*BRIEF:* Where a line in the listing below contains the word "with", copy that line.

Start of RECORDED INFORMATION

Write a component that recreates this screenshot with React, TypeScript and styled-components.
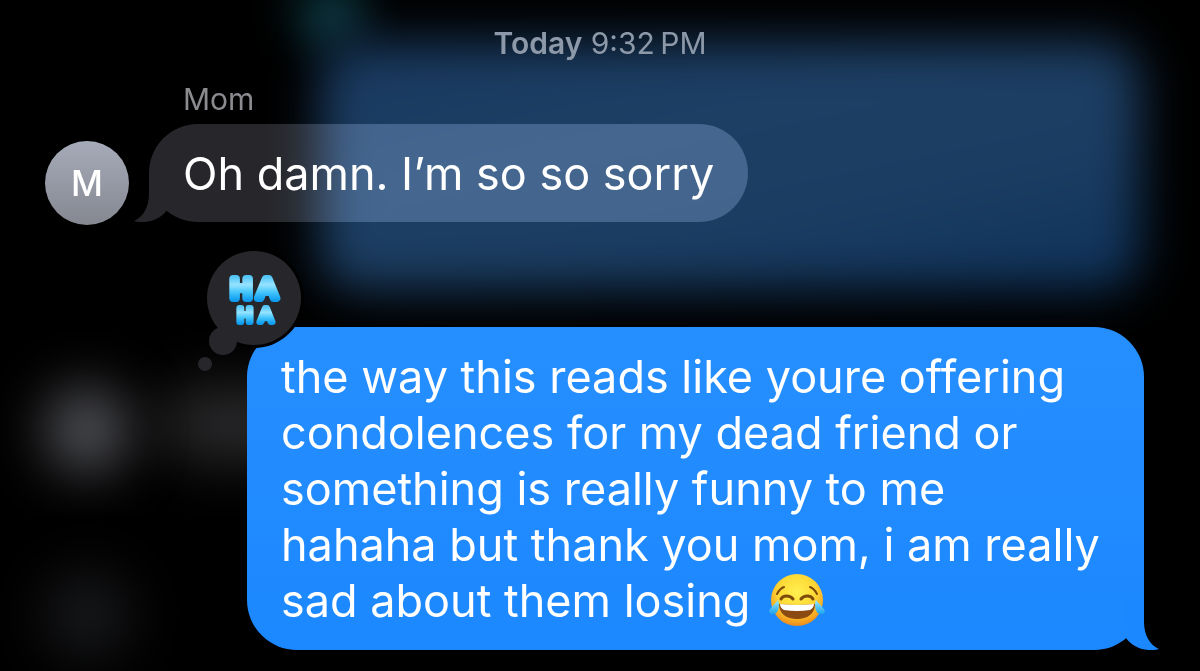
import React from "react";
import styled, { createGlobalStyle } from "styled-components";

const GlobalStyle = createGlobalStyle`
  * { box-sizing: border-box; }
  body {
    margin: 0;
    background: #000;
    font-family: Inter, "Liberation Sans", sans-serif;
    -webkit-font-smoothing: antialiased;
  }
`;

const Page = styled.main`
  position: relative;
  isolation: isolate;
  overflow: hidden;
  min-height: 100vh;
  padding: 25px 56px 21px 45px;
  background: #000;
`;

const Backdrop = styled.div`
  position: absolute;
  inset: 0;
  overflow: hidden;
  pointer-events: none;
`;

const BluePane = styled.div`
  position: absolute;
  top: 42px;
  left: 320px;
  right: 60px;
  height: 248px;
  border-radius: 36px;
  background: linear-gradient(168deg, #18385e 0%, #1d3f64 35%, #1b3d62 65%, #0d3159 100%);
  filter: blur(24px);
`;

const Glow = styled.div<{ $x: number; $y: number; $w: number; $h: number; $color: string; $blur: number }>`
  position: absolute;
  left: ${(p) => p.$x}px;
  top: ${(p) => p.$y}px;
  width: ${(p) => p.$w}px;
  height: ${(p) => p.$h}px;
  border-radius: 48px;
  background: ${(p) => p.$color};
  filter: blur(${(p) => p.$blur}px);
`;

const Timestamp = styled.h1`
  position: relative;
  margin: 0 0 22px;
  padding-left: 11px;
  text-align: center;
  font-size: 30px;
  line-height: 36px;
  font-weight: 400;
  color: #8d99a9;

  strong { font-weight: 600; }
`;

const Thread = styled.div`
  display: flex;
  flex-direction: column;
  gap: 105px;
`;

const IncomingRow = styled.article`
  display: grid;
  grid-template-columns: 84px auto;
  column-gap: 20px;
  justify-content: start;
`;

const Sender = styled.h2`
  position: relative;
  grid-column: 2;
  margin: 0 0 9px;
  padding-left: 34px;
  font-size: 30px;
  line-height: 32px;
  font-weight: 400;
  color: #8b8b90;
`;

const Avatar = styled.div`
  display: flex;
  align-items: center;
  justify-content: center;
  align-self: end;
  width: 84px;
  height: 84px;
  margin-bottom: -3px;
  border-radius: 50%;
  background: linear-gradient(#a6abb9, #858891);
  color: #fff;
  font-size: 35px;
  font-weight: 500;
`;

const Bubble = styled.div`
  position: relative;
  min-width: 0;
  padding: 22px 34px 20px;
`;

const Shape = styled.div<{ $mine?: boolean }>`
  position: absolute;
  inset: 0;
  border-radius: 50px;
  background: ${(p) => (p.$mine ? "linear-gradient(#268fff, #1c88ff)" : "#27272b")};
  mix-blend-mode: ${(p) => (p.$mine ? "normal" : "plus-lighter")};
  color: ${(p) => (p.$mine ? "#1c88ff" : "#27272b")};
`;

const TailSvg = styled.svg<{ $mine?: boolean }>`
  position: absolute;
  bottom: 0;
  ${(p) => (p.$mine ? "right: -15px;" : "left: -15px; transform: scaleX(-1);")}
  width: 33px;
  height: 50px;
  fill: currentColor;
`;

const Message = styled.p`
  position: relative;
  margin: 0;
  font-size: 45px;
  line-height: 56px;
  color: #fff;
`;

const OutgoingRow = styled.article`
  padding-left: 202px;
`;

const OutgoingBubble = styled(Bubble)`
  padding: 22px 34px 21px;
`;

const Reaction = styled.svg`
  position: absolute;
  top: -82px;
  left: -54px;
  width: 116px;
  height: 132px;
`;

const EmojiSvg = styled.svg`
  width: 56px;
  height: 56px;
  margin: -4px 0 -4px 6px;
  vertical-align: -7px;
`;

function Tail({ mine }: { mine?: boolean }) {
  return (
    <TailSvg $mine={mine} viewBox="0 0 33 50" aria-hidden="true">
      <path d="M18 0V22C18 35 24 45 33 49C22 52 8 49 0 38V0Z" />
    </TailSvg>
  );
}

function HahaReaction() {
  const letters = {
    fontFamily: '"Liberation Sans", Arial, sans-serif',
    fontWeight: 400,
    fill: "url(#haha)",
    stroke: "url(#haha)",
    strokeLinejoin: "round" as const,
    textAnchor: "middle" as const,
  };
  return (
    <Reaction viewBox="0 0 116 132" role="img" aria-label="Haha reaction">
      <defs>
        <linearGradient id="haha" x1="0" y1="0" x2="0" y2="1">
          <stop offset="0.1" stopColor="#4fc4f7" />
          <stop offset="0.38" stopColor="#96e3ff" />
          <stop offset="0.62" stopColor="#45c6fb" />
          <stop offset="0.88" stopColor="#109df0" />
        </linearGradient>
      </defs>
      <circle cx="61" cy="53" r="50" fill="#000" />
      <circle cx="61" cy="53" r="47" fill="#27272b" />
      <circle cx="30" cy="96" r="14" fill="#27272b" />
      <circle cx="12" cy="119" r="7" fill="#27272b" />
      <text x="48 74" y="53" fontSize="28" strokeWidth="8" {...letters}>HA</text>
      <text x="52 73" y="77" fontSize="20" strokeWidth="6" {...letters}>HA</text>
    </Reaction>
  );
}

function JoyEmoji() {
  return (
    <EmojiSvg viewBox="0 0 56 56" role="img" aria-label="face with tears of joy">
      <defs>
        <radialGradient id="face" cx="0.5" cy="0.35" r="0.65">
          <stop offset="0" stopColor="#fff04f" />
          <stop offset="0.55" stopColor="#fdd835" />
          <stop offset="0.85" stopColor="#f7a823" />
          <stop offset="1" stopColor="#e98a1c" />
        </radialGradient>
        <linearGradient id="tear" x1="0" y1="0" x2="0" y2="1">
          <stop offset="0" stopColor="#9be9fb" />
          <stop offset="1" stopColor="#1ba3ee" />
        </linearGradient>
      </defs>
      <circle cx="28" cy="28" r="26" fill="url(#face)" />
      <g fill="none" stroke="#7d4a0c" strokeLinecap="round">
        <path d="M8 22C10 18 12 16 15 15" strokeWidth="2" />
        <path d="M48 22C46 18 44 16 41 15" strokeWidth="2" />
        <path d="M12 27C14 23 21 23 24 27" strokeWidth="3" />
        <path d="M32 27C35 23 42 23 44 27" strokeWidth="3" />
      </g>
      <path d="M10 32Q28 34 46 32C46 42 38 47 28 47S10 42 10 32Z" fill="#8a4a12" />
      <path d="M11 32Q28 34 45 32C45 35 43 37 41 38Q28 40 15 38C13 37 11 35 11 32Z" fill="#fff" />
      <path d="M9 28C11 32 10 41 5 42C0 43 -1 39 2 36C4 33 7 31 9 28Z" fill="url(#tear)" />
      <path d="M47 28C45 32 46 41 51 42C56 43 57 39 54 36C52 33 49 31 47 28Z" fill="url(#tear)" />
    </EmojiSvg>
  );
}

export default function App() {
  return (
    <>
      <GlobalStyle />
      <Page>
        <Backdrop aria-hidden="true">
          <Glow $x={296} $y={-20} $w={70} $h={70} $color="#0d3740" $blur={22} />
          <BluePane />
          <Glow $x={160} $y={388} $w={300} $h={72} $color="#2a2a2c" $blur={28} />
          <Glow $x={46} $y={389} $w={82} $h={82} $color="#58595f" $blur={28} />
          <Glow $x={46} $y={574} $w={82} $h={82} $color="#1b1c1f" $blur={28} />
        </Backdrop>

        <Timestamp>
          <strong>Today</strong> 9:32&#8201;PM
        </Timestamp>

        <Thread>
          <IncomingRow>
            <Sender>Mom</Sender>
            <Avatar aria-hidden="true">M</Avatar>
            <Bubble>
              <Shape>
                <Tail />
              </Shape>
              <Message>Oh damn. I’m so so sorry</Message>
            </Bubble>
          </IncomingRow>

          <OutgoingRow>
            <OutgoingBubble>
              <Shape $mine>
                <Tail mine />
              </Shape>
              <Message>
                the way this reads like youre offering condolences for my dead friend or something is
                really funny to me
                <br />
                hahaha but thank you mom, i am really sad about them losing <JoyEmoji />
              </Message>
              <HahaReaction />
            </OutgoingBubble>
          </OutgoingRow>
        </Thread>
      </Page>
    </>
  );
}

End of RECORDED INFORMATION

*SOLUTION:*
Write a component that recreates this screenshot with React, TypeScript and styled-components.
    <EmojiSvg viewBox="0 0 56 56" role="img" aria-label="face with tears of joy">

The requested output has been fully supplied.